Construire le cadre du dialogue social avec les plateformes

Une autre série de quatre propositions doit permettre de "favoriser la transparence et l’explicabilité des algorithmes des plateformes", notamment en intégrant obligatoirement à la formation des concepteurs d’algorithmes une sensibilisation à ces enjeux éthiques et en encourageant les plateformes numériques et les entreprises à mettre en place des structures internes de concertation, associant les représentants des travailleurs, pour permettre une "conception et une évolution partenariales, éthiques et responsables des algorithmes".

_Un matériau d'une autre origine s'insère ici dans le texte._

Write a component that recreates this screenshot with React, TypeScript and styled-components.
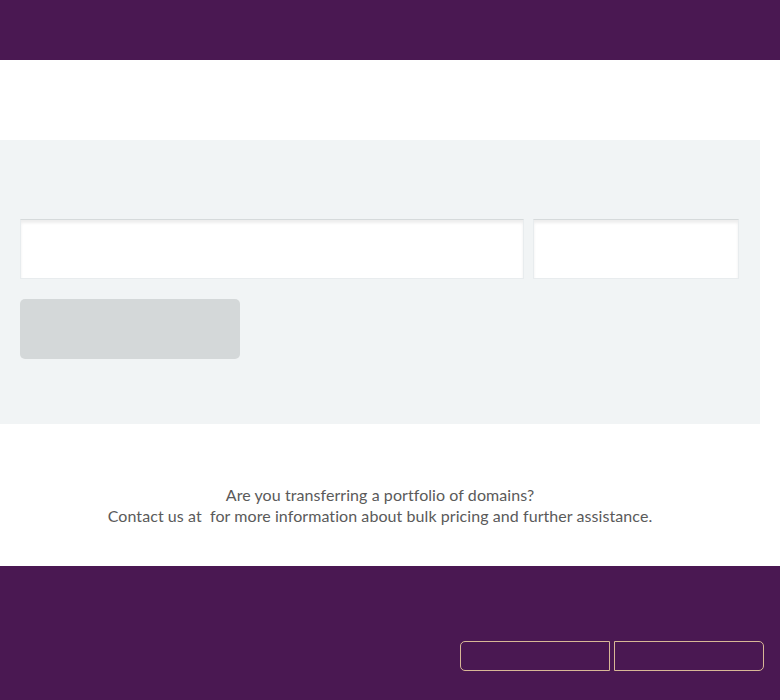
import React from 'react';
import styled, { createGlobalStyle } from 'styled-components';

const GlobalStyle = createGlobalStyle`
	body {
		margin: 0;
		background: #ffffff;
		font-family: 'Lato', 'Open Sans', sans-serif;
	}
`;

const Header = styled.header`
	height: 60px;
	background-color: #4a1852;
`;

const TitleArea = styled.div`
	height: 80px;
`;

const Content = styled.main`
	width: 760px;
`;

const SearchPanel = styled.section`
	box-sizing: border-box;
	background-color: #f1f4f5;
	padding: 79px 21px 65px 20px;
	display: flex;
	flex-direction: column;
	gap: 20px;
`;

const InputRow = styled.div`
	display: grid;
	grid-template-columns: 504px 206px;
	gap: 9px;
`;

const Field = styled.input`
	height: 60px;
	box-sizing: border-box;
	border: 1px solid #e8ecee;
	border-top-color: #d6dadb;
	background: #ffffff;
	box-shadow: inset 0 3px 3px rgba(0, 0, 0, 0.07);
	outline: none;
	padding: 0 14px;
	font-family: inherit;
`;

const SubmitButton = styled.button`
	width: 220px;
	height: 60px;
	border: none;
	border-radius: 5px;
	background-color: #d4d8d9;
	cursor: pointer;
`;

const InfoSection = styled.section`
	height: 142px;
	box-sizing: border-box;
	padding-top: 60px;
	text-align: center;
	color: #5a5a5a;
	font-size: 16px;
	letter-spacing: 0.07px;
	line-height: 21px;
`;

const InfoLine = styled.p`
	margin: 0;
`;

const Footer = styled.footer`
	height: 134px;
	box-sizing: border-box;
	background-color: #4a1852;
	padding: 75px 16px 0 0;
	display: flex;
	justify-content: flex-end;
	align-items: flex-start;
	gap: 4px;
`;

const FooterButton = styled.button<{ $side: 'left' | 'right' }>`
	width: 150px;
	height: 30px;
	background: transparent;
	border: 1px solid #d8b896;
	border-radius: ${(p) => (p.$side === 'left' ? '5px 0 0 5px' : '0 5px 5px 0')};
	cursor: pointer;
`;

export default function App() {
	return (
		<>
			<GlobalStyle />
			<Header />
			<TitleArea />
			<Content>
				<SearchPanel>
					<InputRow>
						<Field type="text" />
						<Field type="text" />
					</InputRow>
					<SubmitButton />
				</SearchPanel>
				<InfoSection>
					<InfoLine>Are you transferring a portfolio of domains?</InfoLine>
					<InfoLine>Contact us at &nbsp;for more information about bulk pricing and further assistance.</InfoLine>
				</InfoSection>
			</Content>
			<Footer>
				<FooterButton $side="left" />
				<FooterButton $side="right" />
			</Footer>
		</>
	);
}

L’autre grand volet des recommandations concerne l’amélioration des conditions de travail des travailleurs des plateformes et la construction du cadre du dialogue social avec ces dernières. Or ce cadre est "incomplet", pointe la mission. Avec, parmi les sujets majeurs à aborder, celui des tarifs et de la rémunération. "Il est inconcevable qu'il y ait un dialogue social qui contourne [cette] question", a averti Pascal Savoldelli. Avant d’indiquer que le débat allait "se poursuivre au Sénat", avec l’examen, en novembre, du projet de loi ratifiant l’ordonnance n° 2021-484 du 21 avril 2021 relative aux modalités de représentation des travailleurs indépendants recourant pour leur activité aux plateformes et aux conditions d’exercice de cette représentation.